Reproduce each line exactly. Skip none.

-- START OF Data provided --

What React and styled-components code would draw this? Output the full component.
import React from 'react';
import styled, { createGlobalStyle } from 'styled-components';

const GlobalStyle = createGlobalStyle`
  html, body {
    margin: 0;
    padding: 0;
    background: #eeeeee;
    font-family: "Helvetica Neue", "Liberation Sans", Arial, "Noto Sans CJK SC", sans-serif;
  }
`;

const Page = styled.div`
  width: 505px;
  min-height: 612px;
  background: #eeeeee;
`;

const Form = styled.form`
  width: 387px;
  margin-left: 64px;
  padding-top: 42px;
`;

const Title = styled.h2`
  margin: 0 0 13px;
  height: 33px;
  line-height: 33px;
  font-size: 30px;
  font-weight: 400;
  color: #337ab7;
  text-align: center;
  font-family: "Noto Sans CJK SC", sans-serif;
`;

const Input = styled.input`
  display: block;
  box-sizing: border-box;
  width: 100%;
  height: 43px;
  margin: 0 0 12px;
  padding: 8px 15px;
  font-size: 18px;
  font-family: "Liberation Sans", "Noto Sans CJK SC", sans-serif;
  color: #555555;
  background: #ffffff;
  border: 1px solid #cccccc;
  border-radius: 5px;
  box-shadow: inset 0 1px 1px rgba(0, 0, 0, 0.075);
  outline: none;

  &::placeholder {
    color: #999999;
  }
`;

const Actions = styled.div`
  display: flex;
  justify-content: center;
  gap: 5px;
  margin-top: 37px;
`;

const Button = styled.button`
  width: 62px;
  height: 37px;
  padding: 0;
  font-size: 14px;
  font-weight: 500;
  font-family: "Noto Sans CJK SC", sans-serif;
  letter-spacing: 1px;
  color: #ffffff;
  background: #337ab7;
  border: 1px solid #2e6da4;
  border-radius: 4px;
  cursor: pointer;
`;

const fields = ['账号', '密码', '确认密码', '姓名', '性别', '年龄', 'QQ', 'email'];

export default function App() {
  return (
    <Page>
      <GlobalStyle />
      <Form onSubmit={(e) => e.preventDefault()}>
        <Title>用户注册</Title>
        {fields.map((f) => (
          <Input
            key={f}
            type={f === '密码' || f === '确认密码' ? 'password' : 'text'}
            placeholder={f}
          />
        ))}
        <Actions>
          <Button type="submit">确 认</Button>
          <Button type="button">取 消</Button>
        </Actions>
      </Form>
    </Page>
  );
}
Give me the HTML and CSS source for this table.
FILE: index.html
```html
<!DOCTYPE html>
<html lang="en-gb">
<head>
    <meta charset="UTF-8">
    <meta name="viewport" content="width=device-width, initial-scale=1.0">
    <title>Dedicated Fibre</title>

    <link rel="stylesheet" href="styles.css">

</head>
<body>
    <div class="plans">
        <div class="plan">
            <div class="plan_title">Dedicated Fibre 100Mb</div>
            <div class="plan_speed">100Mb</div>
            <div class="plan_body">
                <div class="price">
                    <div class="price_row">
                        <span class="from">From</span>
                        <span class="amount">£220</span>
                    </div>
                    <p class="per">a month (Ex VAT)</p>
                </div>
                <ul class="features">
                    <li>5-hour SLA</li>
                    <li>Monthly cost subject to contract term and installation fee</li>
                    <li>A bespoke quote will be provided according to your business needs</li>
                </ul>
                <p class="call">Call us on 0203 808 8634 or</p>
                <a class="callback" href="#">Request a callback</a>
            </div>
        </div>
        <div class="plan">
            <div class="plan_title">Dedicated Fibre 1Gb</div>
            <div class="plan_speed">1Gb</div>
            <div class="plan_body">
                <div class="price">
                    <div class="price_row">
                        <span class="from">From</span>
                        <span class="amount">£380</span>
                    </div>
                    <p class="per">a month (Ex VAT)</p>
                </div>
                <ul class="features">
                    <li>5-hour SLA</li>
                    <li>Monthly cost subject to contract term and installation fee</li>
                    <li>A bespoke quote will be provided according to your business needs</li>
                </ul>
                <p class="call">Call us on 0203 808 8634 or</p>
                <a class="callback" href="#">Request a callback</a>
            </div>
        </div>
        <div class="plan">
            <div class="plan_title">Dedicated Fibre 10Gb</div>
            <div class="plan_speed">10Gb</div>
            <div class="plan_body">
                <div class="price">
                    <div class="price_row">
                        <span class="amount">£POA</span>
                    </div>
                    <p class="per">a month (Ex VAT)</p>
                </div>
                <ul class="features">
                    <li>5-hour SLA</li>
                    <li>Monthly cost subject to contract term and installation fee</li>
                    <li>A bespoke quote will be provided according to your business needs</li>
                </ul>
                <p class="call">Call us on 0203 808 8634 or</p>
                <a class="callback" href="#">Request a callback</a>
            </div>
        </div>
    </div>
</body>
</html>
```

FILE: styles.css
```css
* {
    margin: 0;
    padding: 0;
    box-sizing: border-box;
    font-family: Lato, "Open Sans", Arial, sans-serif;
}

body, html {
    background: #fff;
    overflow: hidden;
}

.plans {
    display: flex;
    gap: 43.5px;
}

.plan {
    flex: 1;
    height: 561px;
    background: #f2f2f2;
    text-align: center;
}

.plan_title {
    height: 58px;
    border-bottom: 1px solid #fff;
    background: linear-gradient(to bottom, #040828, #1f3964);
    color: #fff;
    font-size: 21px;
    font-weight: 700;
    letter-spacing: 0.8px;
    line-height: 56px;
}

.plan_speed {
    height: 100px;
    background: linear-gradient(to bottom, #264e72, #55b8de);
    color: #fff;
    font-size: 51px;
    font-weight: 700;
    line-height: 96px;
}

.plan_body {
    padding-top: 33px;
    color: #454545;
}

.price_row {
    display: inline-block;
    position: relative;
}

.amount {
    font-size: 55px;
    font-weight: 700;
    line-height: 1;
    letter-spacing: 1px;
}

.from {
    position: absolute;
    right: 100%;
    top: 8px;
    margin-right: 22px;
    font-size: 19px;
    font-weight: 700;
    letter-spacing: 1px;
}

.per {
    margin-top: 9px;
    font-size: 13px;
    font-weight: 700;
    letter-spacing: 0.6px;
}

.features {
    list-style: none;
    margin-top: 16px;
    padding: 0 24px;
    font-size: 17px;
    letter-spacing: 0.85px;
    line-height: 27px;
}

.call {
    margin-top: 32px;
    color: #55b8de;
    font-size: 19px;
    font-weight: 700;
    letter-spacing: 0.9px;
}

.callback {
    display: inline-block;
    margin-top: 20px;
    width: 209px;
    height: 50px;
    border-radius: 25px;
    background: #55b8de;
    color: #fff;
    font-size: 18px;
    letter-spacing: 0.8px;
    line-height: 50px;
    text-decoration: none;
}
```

-- END OF Data provided --

__Output__.
What React and styled-components code would draw this? Output the full component.
import React from 'react';
import styled, { createGlobalStyle } from 'styled-components';

const GlobalStyle = createGlobalStyle`
  html, body {
    margin: 0;
    padding: 0;
    background: #eeeeee;
    font-family: "Helvetica Neue", "Liberation Sans", Arial, "Noto Sans CJK SC", sans-serif;
  }
`;

const Page = styled.div`
  width: 505px;
  min-height: 612px;
  background: #eeeeee;
`;

const Form = styled.form`
  width: 387px;
  margin-left: 64px;
  padding-top: 42px;
`;

const Title = styled.h2`
  margin: 0 0 13px;
  height: 33px;
  line-height: 33px;
  font-size: 30px;
  font-weight: 400;
  color: #337ab7;
  text-align: center;
  font-family: "Noto Sans CJK SC", sans-serif;
`;

const Input = styled.input`
  display: block;
  box-sizing: border-box;
  width: 100%;
  height: 43px;
  margin: 0 0 12px;
  padding: 8px 15px;
  font-size: 18px;
  font-family: "Liberation Sans", "Noto Sans CJK SC", sans-serif;
  color: #555555;
  background: #ffffff;
  border: 1px solid #cccccc;
  border-radius: 5px;
  box-shadow: inset 0 1px 1px rgba(0, 0, 0, 0.075);
  outline: none;

  &::placeholder {
    color: #999999;
  }
`;

const Actions = styled.div`
  display: flex;
  justify-content: center;
  gap: 5px;
  margin-top: 37px;
`;

const Button = styled.button`
  width: 62px;
  height: 37px;
  padding: 0;
  font-size: 14px;
  font-weight: 500;
  font-family: "Noto Sans CJK SC", sans-serif;
  letter-spacing: 1px;
  color: #ffffff;
  background: #337ab7;
  border: 1px solid #2e6da4;
  border-radius: 4px;
  cursor: pointer;
`;

const fields = ['账号', '密码', '确认密码', '姓名', '性别', '年龄', 'QQ', 'email'];

export default function App() {
  return (
    <Page>
      <GlobalStyle />
      <Form onSubmit={(e) => e.preventDefault()}>
        <Title>用户注册</Title>
        {fields.map((f) => (
          <Input
            key={f}
            type={f === '密码' || f === '确认密码' ? 'password' : 'text'}
            placeholder={f}
          />
        ))}
        <Actions>
          <Button type="submit">确 认</Button>
          <Button type="button">取 消</Button>
        </Actions>
      </Form>
    </Page>
  );
}
Give me the HTML and CSS source for this table.
FILE: index.html
```html
<!DOCTYPE html>
<html lang="en-gb">
<head>
    <meta charset="UTF-8">
    <meta name="viewport" content="width=device-width, initial-scale=1.0">
    <title>Dedicated Fibre</title>

    <link rel="stylesheet" href="styles.css">

</head>
<body>
    <div class="plans">
        <div class="plan">
            <div class="plan_title">Dedicated Fibre 100Mb</div>
            <div class="plan_speed">100Mb</div>
            <div class="plan_body">
                <div class="price">
                    <div class="price_row">
                        <span class="from">From</span>
                        <span class="amount">£220</span>
                    </div>
                    <p class="per">a month (Ex VAT)</p>
                </div>
                <ul class="features">
                    <li>5-hour SLA</li>
                    <li>Monthly cost subject to contract term and installation fee</li>
                    <li>A bespoke quote will be provided according to your business needs</li>
                </ul>
                <p class="call">Call us on 0203 808 8634 or</p>
                <a class="callback" href="#">Request a callback</a>
            </div>
        </div>
        <div class="plan">
            <div class="plan_title">Dedicated Fibre 1Gb</div>
            <div class="plan_speed">1Gb</div>
            <div class="plan_body">
                <div class="price">
                    <div class="price_row">
                        <span class="from">From</span>
                        <span class="amount">£380</span>
                    </div>
                    <p class="per">a month (Ex VAT)</p>
                </div>
                <ul class="features">
                    <li>5-hour SLA</li>
                    <li>Monthly cost subject to contract term and installation fee</li>
                    <li>A bespoke quote will be provided according to your business needs</li>
                </ul>
                <p class="call">Call us on 0203 808 8634 or</p>
                <a class="callback" href="#">Request a callback</a>
            </div>
        </div>
        <div class="plan">
            <div class="plan_title">Dedicated Fibre 10Gb</div>
            <div class="plan_speed">10Gb</div>
            <div class="plan_body">
                <div class="price">
                    <div class="price_row">
                        <span class="amount">£POA</span>
                    </div>
                    <p class="per">a month (Ex VAT)</p>
                </div>
                <ul class="features">
                    <li>5-hour SLA</li>
                    <li>Monthly cost subject to contract term and installation fee</li>
                    <li>A bespoke quote will be provided according to your business needs</li>
                </ul>
                <p class="call">Call us on 0203 808 8634 or</p>
                <a class="callback" href="#">Request a callback</a>
            </div>
        </div>
    </div>
</body>
</html>
```

FILE: styles.css
```css
* {
    margin: 0;
    padding: 0;
    box-sizing: border-box;
    font-family: Lato, "Open Sans", Arial, sans-serif;
}

body, html {
    background: #fff;
    overflow: hidden;
}

.plans {
    display: flex;
    gap: 43.5px;
}

.plan {
    flex: 1;
    height: 561px;
    background: #f2f2f2;
    text-align: center;
}

.plan_title {
    height: 58px;
    border-bottom: 1px solid #fff;
    background: linear-gradient(to bottom, #040828, #1f3964);
    color: #fff;
    font-size: 21px;
    font-weight: 700;
    letter-spacing: 0.8px;
    line-height: 56px;
}

.plan_speed {
    height: 100px;
    background: linear-gradient(to bottom, #264e72, #55b8de);
    color: #fff;
    font-size: 51px;
    font-weight: 700;
    line-height: 96px;
}

.plan_body {
    padding-top: 33px;
    color: #454545;
}

.price_row {
    display: inline-block;
    position: relative;
}

.amount {
    font-size: 55px;
    font-weight: 700;
    line-height: 1;
    letter-spacing: 1px;
}

.from {
    position: absolute;
    right: 100%;
    top: 8px;
    margin-right: 22px;
    font-size: 19px;
    font-weight: 700;
    letter-spacing: 1px;
}

.per {
    margin-top: 9px;
    font-size: 13px;
    font-weight: 700;
    letter-spacing: 0.6px;
}

.features {
    list-style: none;
    margin-top: 16px;
    padding: 0 24px;
    font-size: 17px;
    letter-spacing: 0.85px;
    line-height: 27px;
}

.call {
    margin-top: 32px;
    color: #55b8de;
    font-size: 19px;
    font-weight: 700;
    letter-spacing: 0.9px;
}

.callback {
    display: inline-block;
    margin-top: 20px;
    width: 209px;
    height: 50px;
    border-radius: 25px;
    background: #55b8de;
    color: #fff;
    font-size: 18px;
    letter-spacing: 0.8px;
    line-height: 50px;
    text-decoration: none;
}
```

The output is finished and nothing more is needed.